Los veinte hombres, el cadáver de Aitor a hombros de su padre, entran en el laberinto de la serpiente. El espacio se va creando al paso. El sueño va sobre el tiempo flotando como un velero “en armónicos tránsitos de toro a esfera.” El pasado, el presente y el futuro fundidos entre las planchas oxidadas de hierro del laberinto, en torsión permanente que concluye en un callejón sin salida, un embudo sin boca. La ausencia de tiempo, el vacío absoluto, la oscuridad total. No hay salida sino la luz cegadora que se agranda entre paredes curvadas para dentro y para fuera. El juego de la serpiente ha terminado, brillan las navajas cochineras entre melones de acero inoxidable.

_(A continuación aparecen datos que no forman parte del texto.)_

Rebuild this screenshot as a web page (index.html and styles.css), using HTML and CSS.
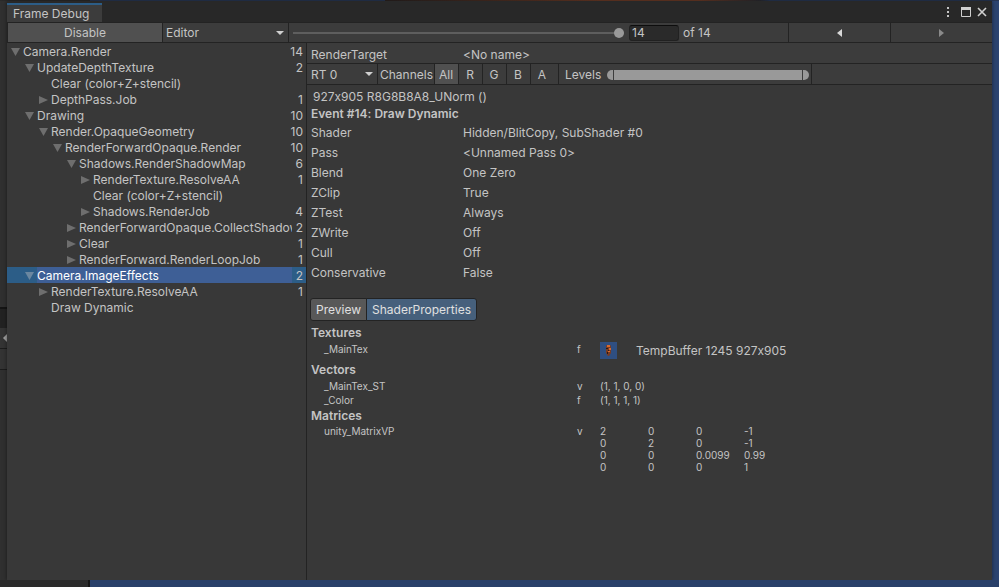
FILE: index.html
```html
<!DOCTYPE html>
<html lang="en">

<head>
    <meta charset="UTF-8">
    <meta name="viewport" content="width=device-width, initial-scale=1.0">
    <title>Frame Debug</title>
    <link rel="stylesheet" href="styles.css">
</head>

<body>
    <div class="behind-top"></div>
    <div class="behind-left">
        <div class="behind-pane"></div>
        <div class="behind-tabs"></div>
        <div class="behind-bar">
            <svg width="4" height="8" viewBox="0 0 4 8"><path d="M4 0v8L0 4z" fill="#a0a0a0"/></svg>
        </div>
        <div class="behind-bar"></div>
    </div>

    <main class="window">
        <header class="titlebar">
            <div class="tab">Frame Debug</div>
            <div class="window-buttons">
                <button type="button" aria-label="Menu">
                    <svg width="4" height="12" viewBox="0 0 4 12" fill="#c4c4c4"><path d="M1 1h2v2H1zM1 5h2v2H1zM1 9h2v2H1z"/></svg>
                </button>
                <button type="button" aria-label="Maximize">
                    <svg width="10" height="10" viewBox="0 0 10 10"><path d="M.5.5h9v9h-9z" fill="none" stroke="#d0d0d0"/><path d="M0 0h10v3H0z" fill="#d0d0d0"/></svg>
                </button>
                <button type="button" aria-label="Close">
                    <svg width="10" height="10" viewBox="0 0 10 10"><path d="M1 1l8 8M9 1L1 9" stroke="#d0d0d0" stroke-width="1.6"/></svg>
                </button>
            </div>
        </header>

        <div class="toolbar">
            <button type="button" class="disable">Disable</button>
            <div class="dropdown target">
                <select aria-label="Target">
                    <option>Editor</option>
                </select>
            </div>
            <input type="range" class="event-slider" min="1" max="14" value="14" aria-label="Event">
            <label class="event-number"><input type="text" value="14"> of 14</label>
            <button type="button" class="step" aria-label="Previous event">
                <svg width="5" height="8" viewBox="0 0 5 8"><path d="M5 0v8L0 4z" fill="#d8d8d8"/></svg>
            </button>
            <button type="button" class="step" aria-label="Next event" disabled>
                <svg width="5" height="8" viewBox="0 0 5 8"><path d="M0 0v8l5-4z" fill="#8a8a8a"/></svg>
            </button>
        </div>

        <div class="content">
            <ul class="tree">
                <li class="level-0"><button type="button" class="fold open" aria-label="Collapse"></button><span class="name">Camera.Render</span><span class="count">14</span></li>
                <li class="level-1"><button type="button" class="fold open" aria-label="Collapse"></button><span class="name">UpdateDepthTexture</span><span class="count">2</span></li>
                <li class="level-2 leaf"><span class="name">Clear (color+Z+stencil)</span></li>
                <li class="level-2"><button type="button" class="fold" aria-label="Expand"></button><span class="name">DepthPass.Job</span><span class="count">1</span></li>
                <li class="level-1"><button type="button" class="fold open" aria-label="Collapse"></button><span class="name">Drawing</span><span class="count">10</span></li>
                <li class="level-2"><button type="button" class="fold open" aria-label="Collapse"></button><span class="name">Render.OpaqueGeometry</span><span class="count">10</span></li>
                <li class="level-3"><button type="button" class="fold open" aria-label="Collapse"></button><span class="name">RenderForwardOpaque.Render</span><span class="count">10</span></li>
                <li class="level-4"><button type="button" class="fold open" aria-label="Collapse"></button><span class="name">Shadows.RenderShadowMap</span><span class="count">6</span></li>
                <li class="level-5"><button type="button" class="fold" aria-label="Expand"></button><span class="name">RenderTexture.ResolveAA</span><span class="count">1</span></li>
                <li class="level-5 leaf"><span class="name">Clear (color+Z+stencil)</span></li>
                <li class="level-5"><button type="button" class="fold" aria-label="Expand"></button><span class="name">Shadows.RenderJob</span><span class="count">4</span></li>
                <li class="level-4"><button type="button" class="fold" aria-label="Expand"></button><span class="name">RenderForwardOpaque.CollectShadows</span><span class="count">2</span></li>
                <li class="level-4"><button type="button" class="fold" aria-label="Expand"></button><span class="name">Clear</span><span class="count">1</span></li>
                <li class="level-4"><button type="button" class="fold" aria-label="Expand"></button><span class="name">RenderForward.RenderLoopJob</span><span class="count">1</span></li>
                <li class="level-1 selected"><button type="button" class="fold open" aria-label="Collapse"></button><span class="name">Camera.ImageEffects</span><span class="count">2</span></li>
                <li class="level-2"><button type="button" class="fold" aria-label="Expand"></button><span class="name">RenderTexture.ResolveAA</span><span class="count">1</span></li>
                <li class="level-2 leaf"><span class="name">Draw Dynamic</span></li>
            </ul>

            <section class="details">
                <div class="render-target">
                    <span>RenderTarget</span>
                    <span>&lt;No name&gt;</span>
                </div>

                <div class="channel-bar">
                    <div class="dropdown rt">
                        <select aria-label="Render target index">
                            <option>RT 0</option>
                        </select>
                    </div>
                    <span class="channels">Channels</span>
                    <button type="button" class="channel active">All</button>
                    <button type="button" class="channel">R</button>
                    <button type="button" class="channel">G</button>
                    <button type="button" class="channel">B</button>
                    <button type="button" class="channel last">A</button>
                    <div class="levels">
                        <span>Levels</span>
                        <div class="min-max">
                            <div class="min-max-bar"></div>
                            <input type="range" class="min" min="0" max="100" value="0" aria-label="Black level">
                            <input type="range" class="max" min="0" max="100" value="100" aria-label="White level">
                        </div>
                    </div>
                </div>

                <p class="format">927x905 R8G8B8A8_UNorm ()</p>
                <h2>Event #14: Draw Dynamic</h2>
                <dl class="state">
                    <dt>Shader</dt><dd>Hidden/BlitCopy, SubShader #0</dd>
                    <dt>Pass</dt><dd>&lt;Unnamed Pass 0&gt;</dd>
                    <dt>Blend</dt><dd>One Zero</dd>
                    <dt>ZClip</dt><dd>True</dd>
                    <dt>ZTest</dt><dd>Always</dd>
                    <dt>ZWrite</dt><dd>Off</dd>
                    <dt>Cull</dt><dd>Off</dd>
                    <dt>Conservative</dt><dd>False</dd>
                </dl>

                <div class="view-tabs">
                    <button type="button">Preview</button>
                    <button type="button" class="active">ShaderProperties</button>
                </div>

                <h2>Textures</h2>
                <table class="props">
                    <tr>
                        <td class="prop-name">_MainTex</td>
                        <td class="stage">f</td>
                        <td>
                            <div class="texture">
                                <svg width="17" height="17" viewBox="0 0 17 17">
                                    <path d="M0 0h17v17H0z" fill="#2f4f82"/>
                                    <path d="M7 3h3l1 1v7l-2 3H8l-2-3V4z" fill="#7a3c22"/>
                                    <path d="M7 3h3v2H7zM9 6h2v2H9zM8 9h2v1H8z" fill="#d9692e"/>
                                    <path d="M6 6h2v1H6zM8 8h1v1H8zM7 10h1v2H7z" fill="#2b1a1a"/>
                                </svg>
                                <span>TempBuffer 1245 927x905</span>
                            </div>
                        </td>
                    </tr>
                </table>

                <h2>Vectors</h2>
                <table class="props">
                    <tr><td class="prop-name">_MainTex_ST</td><td class="stage">v</td><td>(1, 1, 0, 0)</td></tr>
                    <tr><td class="prop-name">_Color</td><td class="stage">f</td><td>(1, 1, 1, 1)</td></tr>
                </table>

                <h2>Matrices</h2>
                <table class="props matrix">
                    <tr><td class="prop-name">unity_MatrixVP</td><td class="stage">v</td><td class="cell">2</td><td class="cell">0</td><td class="cell">0</td><td>-1</td></tr>
                    <tr><td></td><td></td><td>0</td><td>2</td><td>0</td><td>-1</td></tr>
                    <tr><td></td><td></td><td>0</td><td>0</td><td>0.0099</td><td>0.99</td></tr>
                    <tr><td></td><td></td><td>0</td><td>0</td><td>0</td><td>1</td></tr>
                </table>
            </section>
        </div>
    </main>

    <div class="behind-bottom"></div>
</body>

</html>
```
FILE: styles.css
```css
* {
    box-sizing: border-box;
}

body {
    margin: 0;
    min-height: 100vh;
    display: grid;
    grid-template-columns: 7px 1fr 7px;
    grid-template-rows: 1px 1fr 7px;
    background-color: #2c4470;
    color: #c4c4c4;
    font-family: Inter, sans-serif;
    font-size: 12px;
    font-feature-settings: "calt" 0;
    line-height: 16px;
    overflow: hidden;
}

button,
input,
select {
    margin: 0;
    padding: 0;
    border: none;
    border-radius: 0;
    background: none;
    color: inherit;
    font: inherit;
    outline: none;
}

svg {
    display: block;
}

/* Editor windows behind the debugger */
.behind-top {
    grid-column: 1 / 4;
    background: linear-gradient(to right, #2a2a2a 90px, #273654 90px 385px, #2a2220 385px, #6b3a26 600px 700px, #2a2a30 760px, #273654 770px);
}

.behind-left {
    display: flex;
    flex-direction: column;
    background-color: #303030;
}

.behind-pane {
    height: 308px;
    border-bottom: 2px solid #151515;
}

.behind-tabs {
    height: 19px;
    background-color: #222;
}

.behind-bar {
    display: flex;
    align-items: center;
    justify-content: flex-end;
    height: 21px;
    border-bottom: 1px solid #1c1c1c;
    background-color: #343434;
}

.behind-bottom {
    grid-column: 1 / 4;
    background: linear-gradient(to right, #2b2b2b 88px, #151515 88px 90px, #294069 90px);
}

.window {
    display: flex;
    flex-direction: column;
    grid-column: 2;
    background-color: #383838;
    box-shadow: 0 0 4px rgba(0, 0, 0, 0.5);
}

.titlebar {
    display: flex;
    align-items: flex-end;
    justify-content: space-between;
    height: 21px;
    background-color: #282828;
}

.tab {
    height: 19px;
    padding: 1px 13px 0 6px;
    border-top: 2px solid #2c5d87;
    background-color: #3c3c3c;
}

.window-buttons {
    display: flex;
    align-items: center;
    gap: 6px;
    height: 21px;
    padding-right: 5px;
}

.window-buttons button:first-child {
    margin-right: 5px;
}

.toolbar {
    display: flex;
    height: 21px;
    border-top: 1px solid #232323;
    border-bottom: 1px solid #232323;
    background-color: #3c3c3c;
}

.disable {
    width: 156px;
    border-left: 1px solid #232323;
    border-right: 1px solid #232323;
    background-color: #505050;
}

.dropdown {
    position: relative;
    border-right: 1px solid #232323;
}

.dropdown::after {
    content: "";
    position: absolute;
    top: 8px;
    right: 4px;
    border: 4px solid transparent;
    border-top-color: #d0d0d0;
    border-bottom: none;
    pointer-events: none;
}

.dropdown select {
    width: 100%;
    height: 100%;
    padding-left: 3px;
    appearance: none;
}

.target {
    width: 126px;
}

input[type="range"] {
    appearance: none;
}

.event-slider {
    flex: 1;
    min-width: 0;
    margin: 0 5px 0 4px;
}

.event-slider::-webkit-slider-runnable-track {
    height: 2px;
    background-color: #5e5e5e;
}

.event-slider::-webkit-slider-thumb {
    appearance: none;
    width: 10px;
    height: 10px;
    margin-top: -4px;
    border-radius: 50%;
    background-color: #999;
}

.event-number {
    display: flex;
    align-items: center;
    gap: 4px;
    width: 159px;
}

.event-number input {
    width: 50px;
    height: 16px;
    padding-left: 2px;
    border: 1px solid #212121;
    border-top-color: #0d0d0d;
    border-radius: 3px;
    background-color: #2a2a2a;
}

.step {
    display: flex;
    align-items: center;
    justify-content: center;
    width: 102px;
    border-left: 1px solid #232323;
}

.content {
    display: flex;
    flex: 1;
}

/* Event tree */
.tree {
    width: 300px;
    margin: 0;
    padding: 0;
    border-right: 1px solid #232323;
    list-style: none;
}

.tree li {
    display: flex;
    gap: 3px;
    height: 16px;
    padding-right: 3px;
    line-height: 18px;
}

.tree .name {
    flex: 1;
    min-width: 0;
    overflow: hidden;
    white-space: nowrap;
}

.tree .count {
    padding-left: 1px;
}

.fold {
    width: 9px;
    padding-top: 2px;
    flex: none;
}

.fold::before {
    content: "";
    display: block;
    width: 9px;
    height: 8px;
    background-color: #6e6e6e;
    clip-path: polygon(0 0, 100% 50%, 0 100%);
}

.fold.open::before {
    clip-path: polygon(0 0, 100% 0, 50% 100%);
}

.level-0 {
    padding-left: 4px;
}

.level-1 {
    padding-left: 18px;
}

.level-2 {
    padding-left: 32px;
}

.level-3 {
    padding-left: 46px;
}

.level-4 {
    padding-left: 60px;
}

.level-5 {
    padding-left: 74px;
}

.leaf .name {
    padding-left: 12px;
}

.selected {
    background-color: #2c5d87;
    color: #fff;
}

.selected .name {
    background-color: #3e5f96;
}

.selected .count {
    color: #c4c4c4;
}

.selected .fold::before {
    background-color: #6b87a0;
}

/* Event details */
.details {
    flex: 1;
    min-width: 0;
}

.render-target {
    display: grid;
    grid-template-columns: 152px 1fr;
    height: 21px;
    padding: 0 4px;
    border-bottom: 1px solid #232323;
    background-color: #3c3c3c;
    line-height: 24px;
}

.channel-bar {
    display: flex;
    height: 21px;
    border-bottom: 1px solid #232323;
    background-color: #3c3c3c;
    line-height: 22px;
}

.rt {
    width: 71px;
}

.rt select {
    padding-left: 4px;
}

.channels {
    width: 57px;
    padding-left: 2px;
    border-right: 1px solid #232323;
}

.channel {
    width: 24px;
    padding-right: 1px;
    border-right: 1px solid #232323;
}

.channel.last {
    width: 28px;
    padding-right: 5px;
}

.channel.active {
    background-color: #505050;
}

.levels {
    display: flex;
    align-items: center;
    gap: 6px;
    padding: 2px 2px 0 6px;
    border-right: 1px solid #232323;
}

.min-max {
    display: grid;
    width: 202px;
    height: 10px;
}

.min-max > * {
    grid-area: 1 / 1;
}

.min-max-bar {
    margin: 0 7px;
    background-color: #999;
}

.min-max input {
    width: 100%;
    height: 10px;
    pointer-events: none;
}

.min-max input::-webkit-slider-thumb {
    appearance: none;
    width: 6px;
    height: 10px;
    background-color: #999;
    pointer-events: auto;
}

.min::-webkit-slider-thumb {
    border-radius: 5px 0 0 5px;
}

.max::-webkit-slider-thumb {
    border-radius: 0 5px 5px 0;
}

.format {
    margin: 0;
    padding: 4px 6px 0;
}

h2 {
    margin: 0;
    padding: 0 4px;
    font-size: 12px;
    font-weight: 600;
    line-height: 18px;
}

.state {
    display: grid;
    grid-template-columns: 152px 1fr;
    margin: 0;
    padding: 0 4px;
    line-height: 20px;
}

.state dd {
    margin: 0;
}

.view-tabs {
    display: flex;
    margin: 15px 3px 3px;
}

.view-tabs button {
    height: 23px;
    padding: 0 5px;
    border: 1px solid #232323;
    border-radius: 3px 0 0 3px;
    background-color: #585858;
    color: #e0e0e0;
}

.view-tabs button.active {
    margin-left: -1px;
    border-radius: 0 3px 3px 0;
    background-color: #46607c;
}

.props {
    border-collapse: collapse;
    font-size: 10px;
    line-height: 14px;
}

.props td {
    padding: 0;
    vertical-align: top;
}

.props .prop-name {
    width: 270px;
    padding-left: 17px;
}

.props .stage {
    width: 23px;
}

.matrix {
    line-height: 12px;
}

.matrix .cell {
    width: 48px;
}

.texture {
    display: flex;
    align-items: center;
    gap: 19px;
    padding-bottom: 2px;
    font-size: 12px;
}
```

Pero el viejo de las manos traslucidas 
 dirá: amor, amor, amor, 
 aclamado por millones de moribundos; 
 dirá: amor, amor, amor, 
 entre el tisú estremecido de ternura;  
dirá: paz, paz, paz, 
 entre el tirite de cuchillos y melones de dinamita; 
 dirá: amor, amor, amor, 
 hasta que se le pongan de plata los labios.
Federico García Lorca/Miguel Poveda



Este comentario pertenece al grupo de lectura colectiva que desde La Acequia coordina y dirige desde hace unos cuantos años su autor, el profesor Pedro Ojeda Escudero.


3 comentarios:

Pedro Ojeda Escudero dijo...

Este contraste entre el drama interior de Axiámaco y el costumbrismo casi valleinclanesco del gobierno de su hermanastro deja en evidencia que una cosa es el romanticismo de las ideas y otra la corrupción del gobierno. Es curioso también cómo algunos solo cambian cuando la tragedia llega a las puertas de su casa...
Y el homenaje a Lorca, claro.

Abejita de la Vega dijo...

Belarrimocha, maketo...Siempre hay palabras, más o menos despectivas, para etiquetar al que no armoniza con el paisaje sacralizado, al que desentona, al que no encaja. No más Akúsides en la historia de la humanidad.



Ángel Vallecillo dijo...

Muchas gracias, Pancho.

Esas paredes curvas y planchas de acero de la serpiente es un recorrido por la obra de Richard Serra del Gugenheim. Por si un día estáis por allí y os apetece recordarlo al recorrerlo. Un abrazo sentido!!